▸ Problem description:
Track down the lines that contain "Tailwind" and copy them.
### Provided data ###
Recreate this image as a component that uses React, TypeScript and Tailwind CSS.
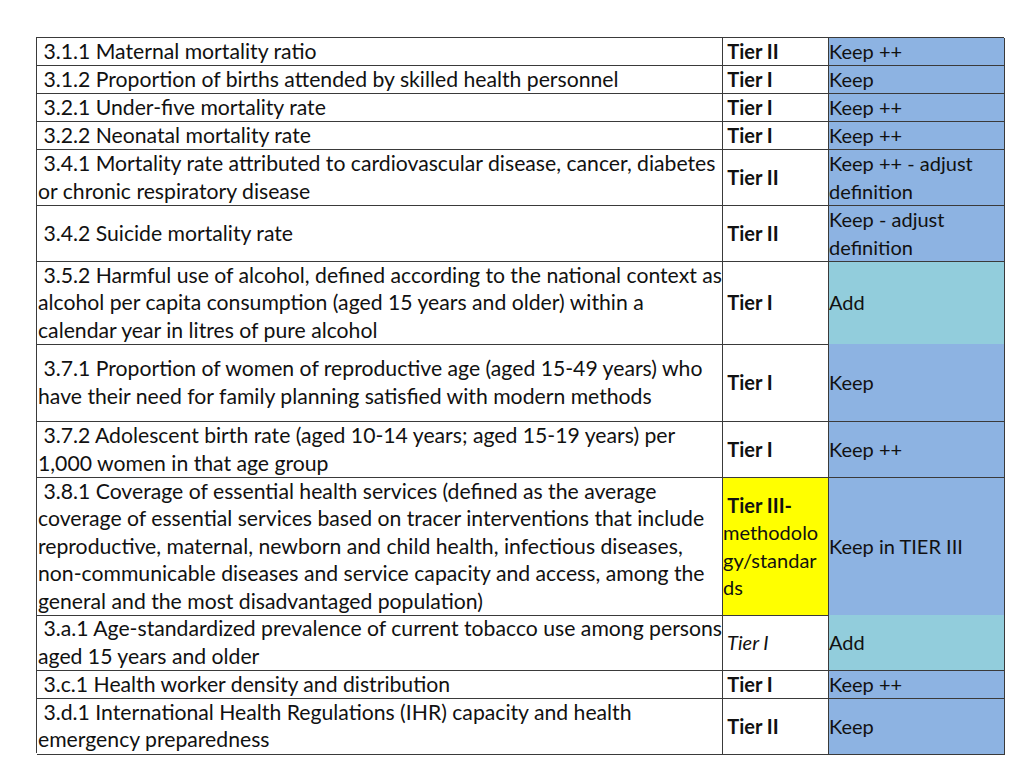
import React from "react";

/* ================= DATA ================= */
type Tier = { lines: string[]; bold?: boolean; italic?: boolean; yellow?: boolean };

interface Row {
  h: number;
  indicator: string[];
  tier: Tier;
  action: string[];
  add?: boolean;
}

const ROWS: Row[] = [
  { h: 28, indicator: ["3.1.1 Maternal mortality ratio"], tier: { lines: ["Tier II"], bold: true }, action: ["Keep ++"] },
  { h: 28, indicator: ["3.1.2 Proportion of births attended by skilled health personnel"], tier: { lines: ["Tier I"], bold: true }, action: ["Keep"] },
  { h: 28, indicator: ["3.2.1 Under-five mortality rate"], tier: { lines: ["Tier I"], bold: true }, action: ["Keep ++"] },
  { h: 28, indicator: ["3.2.2 Neonatal mortality rate"], tier: { lines: ["Tier I"], bold: true }, action: ["Keep ++"] },
  {
    h: 56,
    indicator: [
      "3.4.1 Mortality rate attributed to cardiovascular disease, cancer, diabetes",
      "or chronic respiratory disease",
    ],
    tier: { lines: ["Tier II"], bold: true },
    action: ["Keep ++ - adjust", "definition"],
  },
  { h: 56, indicator: ["3.4.2 Suicide mortality rate"], tier: { lines: ["Tier II"], bold: true }, action: ["Keep - adjust", "definition"] },
  {
    h: 82,
    indicator: [
      "3.5.2 Harmful use of alcohol, defined according to the national context as",
      "alcohol per capita consumption (aged 15 years and older) within a",
      "calendar year in litres of pure alcohol",
    ],
    tier: { lines: ["Tier I"], bold: true },
    action: ["Add"],
    add: true,
  },
  {
    h: 78,
    indicator: [
      "3.7.1 Proportion of women of reproductive age (aged 15-49 years) who",
      "have their need for family planning satisfied with modern methods",
    ],
    tier: { lines: ["Tier I"], bold: true },
    action: ["Keep"],
  },
  {
    h: 56,
    indicator: [
      "3.7.2 Adolescent birth rate (aged 10-14 years; aged 15-19 years) per",
      "1,000 women in that age group",
    ],
    tier: { lines: ["Tier I"], bold: true },
    action: ["Keep ++"],
  },
  {
    h: 137,
    indicator: [
      "3.8.1 Coverage of essential health services (defined as the average",
      "coverage of essential services based on tracer interventions that include",
      "reproductive, maternal, newborn and child health, infectious diseases,",
      "non-communicable diseases and service capacity and access, among the",
      "general and the most disadvantaged population)",
    ],
    tier: { lines: ["Tier III-", "methodolo", "gy/standar", "ds"], yellow: true },
    action: ["Keep in TIER III"],
  },
  {
    h: 56,
    indicator: [
      "3.a.1 Age-standardized prevalence of current tobacco use among persons",
      "aged 15 years and older",
    ],
    tier: { lines: ["Tier I"], italic: true },
    action: ["Add"],
    add: true,
  },
  { h: 28, indicator: ["3.c.1 Health worker density and distribution"], tier: { lines: ["Tier I"], bold: true }, action: ["Keep ++"] },
  {
    h: 54,
    indicator: [
      "3.d.1 International Health Regulations (IHR) capacity and health",
      "emergency preparedness",
    ],
    tier: { lines: ["Tier II"], bold: true },
    action: ["Keep"],
  },
];

/* ================= CELLS ================= */
function Lines({ lines, indentFirst }: { lines: string[]; indentFirst?: boolean }) {
  return (
    <>
      {lines.map((l, i) => (
        <div key={i} className="whitespace-nowrap">
          {indentFirst && i === 0 ? "\u00a0" + l : l}
        </div>
      ))}
    </>
  );
}

function TierCell({ tier }: { tier: Tier }) {
  if (tier.yellow) {
    return (
      <div className="flex flex-col justify-center bg-[#ffff00] border-r border-b border-[#3a3a3a]">
        <div className="whitespace-nowrap font-bold">{"\u00a0" + tier.lines[0]}</div>
        {tier.lines.slice(1).map((l, i) => (
          <div key={i} className="whitespace-nowrap">{l}</div>
        ))}
      </div>
    );
  }
  return (
    <div
      className={`flex flex-col justify-center border-r border-b border-[#3a3a3a] ${
        tier.bold ? "font-bold" : ""
      } ${tier.italic ? "italic" : ""}`}
    >
      <Lines lines={tier.lines} indentFirst />
    </div>
  );
}

/* ================= PAGE ================= */
export default function App() {
  return (
    <div
      className="w-[1024px] h-[768px] bg-white text-[#111] pt-[37px] pl-[36px]"
      style={{ fontFamily: "Lato, 'Noto Sans', sans-serif" }}
    >
      <div className="w-[968px] border-l border-t border-[#3a3a3a] text-[20px] leading-[27.4px]">
        {ROWS.map((r, i) => (
          <div
            key={i}
            className="grid grid-cols-[686px_106px_176px]"
            style={{ height: r.h }}
          >
            <div className="flex flex-col justify-center pl-px text-[21.2px] border-r border-b border-[#3a3a3a]">
              <Lines lines={r.indicator} indentFirst />
            </div>
            <TierCell tier={r.tier} />
            <div
              className={`flex flex-col justify-center border-r border-b border-[#3a3a3a] ${
                r.add ? "bg-[#92cddc]" : "bg-[#8db3e2]"
              }`}
            >
              <Lines lines={r.action} />
            </div>
          </div>
        ))}
      </div>
    </div>
  );
}
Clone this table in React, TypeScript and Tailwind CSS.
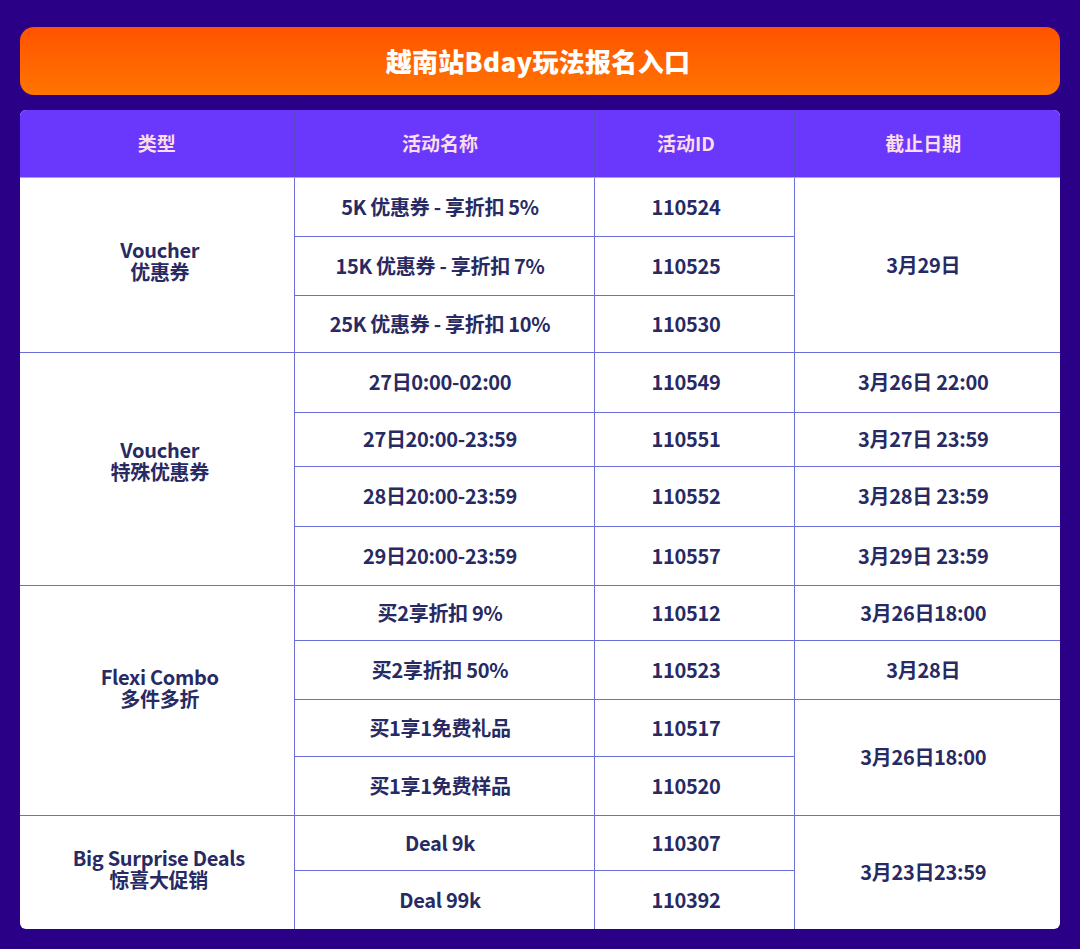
import React from 'react';

type Cell = { text: React.ReactNode; rowSpan?: number; right?: boolean; bottom?: boolean; pad?: string };

const font = { fontFamily: '"Noto Sans CJK SC", "Noto Sans", sans-serif' };

// each row: height + the cells that start in it
const rows: { h: string; cells: Cell[] }[] = [
  {
    h: 'h-[59px]',
    cells: [
      { text: <>Voucher<br />优惠券</>, rowSpan: 3, right: true, bottom: true, pad: 'pb-[8px] pl-[6px]' },
      { text: '5K 优惠券 - 享折扣 5%', right: true, bottom: true },
      { text: '110524', right: true, bottom: true },
      { text: '3月29日', rowSpan: 3, bottom: true },
    ],
  },
  { h: 'h-[59px]', cells: [{ text: '15K 优惠券 - 享折扣 7%', right: true, bottom: true }, { text: '110525', right: true, bottom: true }] },
  { h: 'h-[57px]', cells: [{ text: '25K 优惠券 - 享折扣 10%', right: true, bottom: true }, { text: '110530', right: true, bottom: true }] },
  {
    h: 'h-[60px]',
    cells: [
      { text: <>Voucher<br />特殊优惠券</>, rowSpan: 4, right: true, bottom: true, pad: 'pb-[16px] pl-[6px]' },
      { text: '27日0:00-02:00', right: true, bottom: true },
      { text: '110549', right: true, bottom: true },
      { text: '3月26日 22:00', bottom: true },
    ],
  },
  { h: 'h-[54px]', cells: [{ text: '27日20:00-23:59', right: true, bottom: true }, { text: '110551', right: true, bottom: true }, { text: '3月27日 23:59', bottom: true }] },
  { h: 'h-[60px]', cells: [{ text: '28日20:00-23:59', right: true, bottom: true }, { text: '110552', right: true, bottom: true }, { text: '3月28日 23:59', bottom: true }] },
  { h: 'h-[59px]', cells: [{ text: '29日20:00-23:59', right: true, bottom: true }, { text: '110557', right: true, bottom: true }, { text: '3月29日 23:59', bottom: true }] },
  {
    h: 'h-[55px]',
    cells: [
      { text: <>Flexi Combo<br />多件多折</>, rowSpan: 4, right: true, bottom: true, pad: 'pb-[24px] pl-[6px]' },
      { text: '买2享折扣 9%', right: true, bottom: true },
      { text: '110512', right: true, bottom: true },
      { text: '3月26日18:00', bottom: true },
    ],
  },
  { h: 'h-[59px]', cells: [{ text: '买2享折扣 50%', right: true, bottom: true }, { text: '110523', right: true, bottom: true }, { text: '3月28日', bottom: true }] },
  {
    h: 'h-[57px]',
    cells: [
      { text: '买1享1免费礼品', right: true, bottom: true },
      { text: '110517', right: true, bottom: true },
      { text: '3月26日18:00', rowSpan: 2, bottom: true },
    ],
  },
  { h: 'h-[59px]', cells: [{ text: '买1享1免费样品', right: true, bottom: true }, { text: '110520', right: true, bottom: true }] },
  {
    h: 'h-[55px]',
    cells: [
      { text: <>Big Surprise Deals<br />惊喜大促销</>, rowSpan: 2, right: true, pad: 'pb-[6px] pl-[4px]' },
      { text: 'Deal 9k', right: true, bottom: true },
      { text: '110307', right: true, bottom: true },
      { text: '3月23日23:59', rowSpan: 2 },
    ],
  },
  { h: 'h-[59px]', cells: [{ text: 'Deal 99k', right: true }, { text: '110392', right: true }] },
];

const headers = ['类型', '活动名称', '活动ID', '截止日期'];

// columns after the first sit a touch left of centre in the reference
const colPad = ['', 'pr-[8px]', 'pr-[16px]', 'pr-[8px]'];

export default function App() {
  return (
    <div className="min-h-screen w-[1080px] bg-[#2a0086] px-5 pt-[27px] pb-5" style={font}>
      <div className="h-[68px] rounded-[14px] bg-gradient-to-b from-[#ff5200] to-[#ff7400] flex items-center justify-center">
        <h1 className="text-white text-[26px] font-black tracking-[0.3px] pb-[2px] pr-[4px]">越南站Bday玩法报名入口</h1>
      </div>

      <div className="mt-[15px] rounded-[6px] overflow-hidden bg-white">
        <table className="w-[1040px] table-fixed border-collapse text-center">
          <colgroup>
            <col className="w-[274px]" />
            <col className="w-[300px]" />
            <col className="w-[200px]" />
            <col className="w-[266px]" />
          </colgroup>
          <thead>
            <tr className="h-[67px] bg-[#6a38fd]">
              {headers.map((h, i) => (
                <th
                  key={h}
                  className={`text-[19px] font-bold text-[#fadde7] border-b border-b-[#a99cf5] ${colPad[i]} ${i < 3 ? 'border-r border-r-[#5646cc]' : ''}`}
                >
                  {h}
                </th>
              ))}
            </tr>
          </thead>
          <tbody>
            {rows.map((r, ri) => (
              <tr key={ri} className={r.h}>
                {r.cells.map((c, ci) => {
                  // work out which column the cell is in: rows with fewer cells are missing the spanned leading/trailing ones
                  const col = r.cells.length === 4 ? ci : r.cells.length === 3 ? ci + 1 : ci + 1;
                  return (
                    <td
                      key={ci}
                      rowSpan={c.rowSpan}
                      className={`p-0 align-middle text-[20px] leading-[22px] font-bold text-[#272a63] tracking-[-0.3px] ${
                        c.pad ?? colPad[col]
                      } ${c.right ? 'border-r-[1.5px] border-r-[#6b6fd8]' : ''} ${
                        c.bottom ? 'border-b-[1.5px] border-b-[#6b6fd8]' : ''
                      }`}
                    >
                      {c.text}
                    </td>
                  );
                })}
              </tr>
            ))}
          </tbody>
        </table>
      </div>
    </div>
  );
}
###
▸ Response to the task:
Recreate this image as a component that uses React, TypeScript and Tailwind CSS.
Clone this table in React, TypeScript and Tailwind CSS.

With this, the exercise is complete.